- Mobile data, phone services disrupted in Myanmar.
The dramatic escalation came after weeks of rising tensions between the military, which ruled the country for nearly five decades, and the civilian government over allegations of fraud in November’s elections.
The military last week signalled it could seize power to settle its claims of irregularities in the polls, which Suu Kyi’s National League for Democracy (NLD) party won easily.
Myo Nyunt, the spokesman for the NLD, said Suu Kyi, along with President Win Myint, had been “detained” in the capital Naypyidaw.
“We heard they were taken by the military,” he told AFP, adding that he was extremely worried about the pair.
“With the situation we see happening now, we have to assume that the military is staging a coup.”
Elsewhere, the chief minister of Karen state and several other regional ministers were also held, according to party sources, on the very day when the new parliament was to hold its first session.
Myo Nyunt said it was not clear what would happen to the newly elected MPs.
The developments triggered a quick response from Australia, which warned the military is “once again seeking to seize control” of the country.
“We call on the military to respect the rule of law, to resolve disputes through lawful mechanisms and to release immediately all civilian leaders and others who have been detained unlawfully,” Foreign Minister Marise Payne said.
In the hours after the arrests, communications networks in Myanmar were restricted, with several mobile phone networks down.

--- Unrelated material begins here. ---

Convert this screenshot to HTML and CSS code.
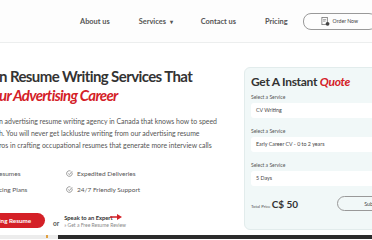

NetBlocks, a non-governmental organisation that tracks internet shutdowns, reported severe disruptions to web connections in Myanmar
Phone numbers in the capital Naypyidaw were also seemingly unreachable.
Myanmar’s polls in November were only the second democratic elections the country has seen since it emerged from the 49-year grip of military rule in 2011.
The NLD swept the polls and was expecting to renew the 75-year-old Suu Kyi’s lease on power with a new five-year term.
But the military has for weeks complained the polls were riddled with irregularities, and claimed to have uncovered over 10 million instances of voter fraud.
It has demanded the government-run election commission release voter lists for cross-checking — which the commission has not done.
Last week, the military chief General Min Aung Hlaing — arguably the country’s most powerful individual — said the country’s 2008 constitution could be “revoked” under certain circumstances.
Min Aung Hlaing’s remarks, which came with rumours of a coup already rife, raised tensions further within the country and drew a warning from more than a dozen foreign embassies and the UN.
Myanmar has seen two previous coups since independence from Britain in 1948, one in 1962 and one in 1988.
Suu Kyi — a former democracy icon and Nobel peace prize winner whose image internationally has been in tatters over her handling of the Muslim Rohingya crisis — remains a deeply popular figure.
She spent 20 years off and on under house arrest for her role as an opposition leader, before she was released by the military in 2010.